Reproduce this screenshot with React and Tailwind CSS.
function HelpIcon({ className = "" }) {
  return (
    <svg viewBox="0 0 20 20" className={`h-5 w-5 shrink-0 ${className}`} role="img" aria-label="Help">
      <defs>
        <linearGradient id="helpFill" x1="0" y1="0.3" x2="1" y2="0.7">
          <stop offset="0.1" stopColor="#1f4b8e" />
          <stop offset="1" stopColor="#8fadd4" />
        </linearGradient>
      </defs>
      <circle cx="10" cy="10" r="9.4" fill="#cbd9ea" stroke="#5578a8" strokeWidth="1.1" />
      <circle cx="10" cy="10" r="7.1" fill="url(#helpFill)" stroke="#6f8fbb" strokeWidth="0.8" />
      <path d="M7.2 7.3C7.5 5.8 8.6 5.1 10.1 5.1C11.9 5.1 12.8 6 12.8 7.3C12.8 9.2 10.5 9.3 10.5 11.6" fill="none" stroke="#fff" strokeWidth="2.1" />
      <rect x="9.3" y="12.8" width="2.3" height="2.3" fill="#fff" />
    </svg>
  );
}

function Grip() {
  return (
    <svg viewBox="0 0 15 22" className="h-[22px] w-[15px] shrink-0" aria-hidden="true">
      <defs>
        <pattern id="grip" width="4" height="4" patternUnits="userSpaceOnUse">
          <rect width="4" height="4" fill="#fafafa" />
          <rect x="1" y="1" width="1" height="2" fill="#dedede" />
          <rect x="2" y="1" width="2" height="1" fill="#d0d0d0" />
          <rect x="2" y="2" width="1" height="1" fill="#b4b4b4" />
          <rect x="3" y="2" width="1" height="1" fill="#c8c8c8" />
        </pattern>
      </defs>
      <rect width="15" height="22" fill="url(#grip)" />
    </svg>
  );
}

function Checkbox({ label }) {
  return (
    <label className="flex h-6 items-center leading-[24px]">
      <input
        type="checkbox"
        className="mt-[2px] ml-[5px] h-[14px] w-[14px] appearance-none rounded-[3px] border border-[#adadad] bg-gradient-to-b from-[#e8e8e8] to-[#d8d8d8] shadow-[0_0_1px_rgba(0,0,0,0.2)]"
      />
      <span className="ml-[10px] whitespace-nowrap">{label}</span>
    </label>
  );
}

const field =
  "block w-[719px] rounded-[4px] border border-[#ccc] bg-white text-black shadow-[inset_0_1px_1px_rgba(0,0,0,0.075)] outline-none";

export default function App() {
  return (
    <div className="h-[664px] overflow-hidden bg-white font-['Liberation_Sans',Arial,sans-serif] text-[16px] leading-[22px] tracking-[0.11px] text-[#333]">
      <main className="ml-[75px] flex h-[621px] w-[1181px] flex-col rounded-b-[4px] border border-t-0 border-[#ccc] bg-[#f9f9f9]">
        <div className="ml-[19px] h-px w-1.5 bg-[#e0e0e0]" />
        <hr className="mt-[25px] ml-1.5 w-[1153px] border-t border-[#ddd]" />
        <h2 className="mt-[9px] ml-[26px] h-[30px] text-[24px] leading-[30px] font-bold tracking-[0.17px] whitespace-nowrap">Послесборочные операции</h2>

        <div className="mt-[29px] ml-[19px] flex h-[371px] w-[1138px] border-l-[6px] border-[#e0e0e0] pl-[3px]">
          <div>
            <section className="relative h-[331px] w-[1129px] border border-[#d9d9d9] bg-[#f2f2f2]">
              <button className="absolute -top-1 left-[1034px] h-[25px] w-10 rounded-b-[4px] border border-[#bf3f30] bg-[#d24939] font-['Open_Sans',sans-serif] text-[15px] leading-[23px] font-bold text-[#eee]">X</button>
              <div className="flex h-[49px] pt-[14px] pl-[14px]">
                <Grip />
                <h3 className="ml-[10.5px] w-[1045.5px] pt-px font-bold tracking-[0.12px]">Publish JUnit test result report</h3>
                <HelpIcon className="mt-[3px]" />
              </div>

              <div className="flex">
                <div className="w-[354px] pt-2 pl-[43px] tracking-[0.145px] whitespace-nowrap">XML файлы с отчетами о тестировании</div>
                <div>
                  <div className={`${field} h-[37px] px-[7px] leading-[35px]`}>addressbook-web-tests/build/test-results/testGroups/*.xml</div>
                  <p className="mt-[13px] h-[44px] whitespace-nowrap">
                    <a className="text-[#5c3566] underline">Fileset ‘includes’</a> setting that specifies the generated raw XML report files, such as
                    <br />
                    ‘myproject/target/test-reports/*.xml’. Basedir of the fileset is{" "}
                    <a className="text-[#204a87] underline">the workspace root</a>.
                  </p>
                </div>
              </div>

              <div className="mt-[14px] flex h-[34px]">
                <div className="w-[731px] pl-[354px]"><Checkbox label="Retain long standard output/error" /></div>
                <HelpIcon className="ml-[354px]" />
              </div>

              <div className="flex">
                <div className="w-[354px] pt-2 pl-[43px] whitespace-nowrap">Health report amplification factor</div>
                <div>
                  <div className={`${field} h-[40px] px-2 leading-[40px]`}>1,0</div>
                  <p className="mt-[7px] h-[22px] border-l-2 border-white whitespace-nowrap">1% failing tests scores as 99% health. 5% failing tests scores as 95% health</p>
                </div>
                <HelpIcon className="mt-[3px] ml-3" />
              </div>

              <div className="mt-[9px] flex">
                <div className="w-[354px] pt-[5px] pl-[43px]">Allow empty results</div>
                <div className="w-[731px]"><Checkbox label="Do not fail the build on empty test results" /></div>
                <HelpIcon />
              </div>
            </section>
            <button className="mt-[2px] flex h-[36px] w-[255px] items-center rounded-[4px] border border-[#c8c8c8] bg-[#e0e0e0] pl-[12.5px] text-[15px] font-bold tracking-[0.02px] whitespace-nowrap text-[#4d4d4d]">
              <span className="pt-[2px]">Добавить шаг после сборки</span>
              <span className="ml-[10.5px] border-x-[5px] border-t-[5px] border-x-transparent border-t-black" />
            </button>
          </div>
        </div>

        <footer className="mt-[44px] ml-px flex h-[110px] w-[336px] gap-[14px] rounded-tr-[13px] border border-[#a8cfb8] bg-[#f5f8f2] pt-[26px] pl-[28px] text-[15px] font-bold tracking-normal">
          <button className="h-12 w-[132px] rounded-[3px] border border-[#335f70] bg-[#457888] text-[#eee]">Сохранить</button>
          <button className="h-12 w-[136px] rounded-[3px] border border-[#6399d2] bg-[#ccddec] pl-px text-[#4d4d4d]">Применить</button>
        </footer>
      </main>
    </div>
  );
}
___
Repeat the listing above without any change.

Reproduce this screenshot with React and Tailwind CSS.
function HelpIcon({ className = "" }) {
  return (
    <svg viewBox="0 0 20 20" className={`h-5 w-5 shrink-0 ${className}`} role="img" aria-label="Help">
      <defs>
        <linearGradient id="helpFill" x1="0" y1="0.3" x2="1" y2="0.7">
          <stop offset="0.1" stopColor="#1f4b8e" />
          <stop offset="1" stopColor="#8fadd4" />
        </linearGradient>
      </defs>
      <circle cx="10" cy="10" r="9.4" fill="#cbd9ea" stroke="#5578a8" strokeWidth="1.1" />
      <circle cx="10" cy="10" r="7.1" fill="url(#helpFill)" stroke="#6f8fbb" strokeWidth="0.8" />
      <path d="M7.2 7.3C7.5 5.8 8.6 5.1 10.1 5.1C11.9 5.1 12.8 6 12.8 7.3C12.8 9.2 10.5 9.3 10.5 11.6" fill="none" stroke="#fff" strokeWidth="2.1" />
      <rect x="9.3" y="12.8" width="2.3" height="2.3" fill="#fff" />
    </svg>
  );
}

function Grip() {
  return (
    <svg viewBox="0 0 15 22" className="h-[22px] w-[15px] shrink-0" aria-hidden="true">
      <defs>
        <pattern id="grip" width="4" height="4" patternUnits="userSpaceOnUse">
          <rect width="4" height="4" fill="#fafafa" />
          <rect x="1" y="1" width="1" height="2" fill="#dedede" />
          <rect x="2" y="1" width="2" height="1" fill="#d0d0d0" />
          <rect x="2" y="2" width="1" height="1" fill="#b4b4b4" />
          <rect x="3" y="2" width="1" height="1" fill="#c8c8c8" />
        </pattern>
      </defs>
      <rect width="15" height="22" fill="url(#grip)" />
    </svg>
  );
}

function Checkbox({ label }) {
  return (
    <label className="flex h-6 items-center leading-[24px]">
      <input
        type="checkbox"
        className="mt-[2px] ml-[5px] h-[14px] w-[14px] appearance-none rounded-[3px] border border-[#adadad] bg-gradient-to-b from-[#e8e8e8] to-[#d8d8d8] shadow-[0_0_1px_rgba(0,0,0,0.2)]"
      />
      <span className="ml-[10px] whitespace-nowrap">{label}</span>
    </label>
  );
}

const field =
  "block w-[719px] rounded-[4px] border border-[#ccc] bg-white text-black shadow-[inset_0_1px_1px_rgba(0,0,0,0.075)] outline-none";

export default function App() {
  return (
    <div className="h-[664px] overflow-hidden bg-white font-['Liberation_Sans',Arial,sans-serif] text-[16px] leading-[22px] tracking-[0.11px] text-[#333]">
      <main className="ml-[75px] flex h-[621px] w-[1181px] flex-col rounded-b-[4px] border border-t-0 border-[#ccc] bg-[#f9f9f9]">
        <div className="ml-[19px] h-px w-1.5 bg-[#e0e0e0]" />
        <hr className="mt-[25px] ml-1.5 w-[1153px] border-t border-[#ddd]" />
        <h2 className="mt-[9px] ml-[26px] h-[30px] text-[24px] leading-[30px] font-bold tracking-[0.17px] whitespace-nowrap">Послесборочные операции</h2>

        <div className="mt-[29px] ml-[19px] flex h-[371px] w-[1138px] border-l-[6px] border-[#e0e0e0] pl-[3px]">
          <div>
            <section className="relative h-[331px] w-[1129px] border border-[#d9d9d9] bg-[#f2f2f2]">
              <button className="absolute -top-1 left-[1034px] h-[25px] w-10 rounded-b-[4px] border border-[#bf3f30] bg-[#d24939] font-['Open_Sans',sans-serif] text-[15px] leading-[23px] font-bold text-[#eee]">X</button>
              <div className="flex h-[49px] pt-[14px] pl-[14px]">
                <Grip />
                <h3 className="ml-[10.5px] w-[1045.5px] pt-px font-bold tracking-[0.12px]">Publish JUnit test result report</h3>
                <HelpIcon className="mt-[3px]" />
              </div>

              <div className="flex">
                <div className="w-[354px] pt-2 pl-[43px] tracking-[0.145px] whitespace-nowrap">XML файлы с отчетами о тестировании</div>
                <div>
                  <div className={`${field} h-[37px] px-[7px] leading-[35px]`}>addressbook-web-tests/build/test-results/testGroups/*.xml</div>
                  <p className="mt-[13px] h-[44px] whitespace-nowrap">
                    <a className="text-[#5c3566] underline">Fileset ‘includes’</a> setting that specifies the generated raw XML report files, such as
                    <br />
                    ‘myproject/target/test-reports/*.xml’. Basedir of the fileset is{" "}
                    <a className="text-[#204a87] underline">the workspace root</a>.
                  </p>
                </div>
              </div>

              <div className="mt-[14px] flex h-[34px]">
                <div className="w-[731px] pl-[354px]"><Checkbox label="Retain long standard output/error" /></div>
                <HelpIcon className="ml-[354px]" />
              </div>

              <div className="flex">
                <div className="w-[354px] pt-2 pl-[43px] whitespace-nowrap">Health report amplification factor</div>
                <div>
                  <div className={`${field} h-[40px] px-2 leading-[40px]`}>1,0</div>
                  <p className="mt-[7px] h-[22px] border-l-2 border-white whitespace-nowrap">1% failing tests scores as 99% health. 5% failing tests scores as 95% health</p>
                </div>
                <HelpIcon className="mt-[3px] ml-3" />
              </div>

              <div className="mt-[9px] flex">
                <div className="w-[354px] pt-[5px] pl-[43px]">Allow empty results</div>
                <div className="w-[731px]"><Checkbox label="Do not fail the build on empty test results" /></div>
                <HelpIcon />
              </div>
            </section>
            <button className="mt-[2px] flex h-[36px] w-[255px] items-center rounded-[4px] border border-[#c8c8c8] bg-[#e0e0e0] pl-[12.5px] text-[15px] font-bold tracking-[0.02px] whitespace-nowrap text-[#4d4d4d]">
              <span className="pt-[2px]">Добавить шаг после сборки</span>
              <span className="ml-[10.5px] border-x-[5px] border-t-[5px] border-x-transparent border-t-black" />
            </button>
          </div>
        </div>

        <footer className="mt-[44px] ml-px flex h-[110px] w-[336px] gap-[14px] rounded-tr-[13px] border border-[#a8cfb8] bg-[#f5f8f2] pt-[26px] pl-[28px] text-[15px] font-bold tracking-normal">
          <button className="h-12 w-[132px] rounded-[3px] border border-[#335f70] bg-[#457888] text-[#eee]">Сохранить</button>
          <button className="h-12 w-[136px] rounded-[3px] border border-[#6399d2] bg-[#ccddec] pl-px text-[#4d4d4d]">Применить</button>
        </footer>
      </main>
    </div>
  );
}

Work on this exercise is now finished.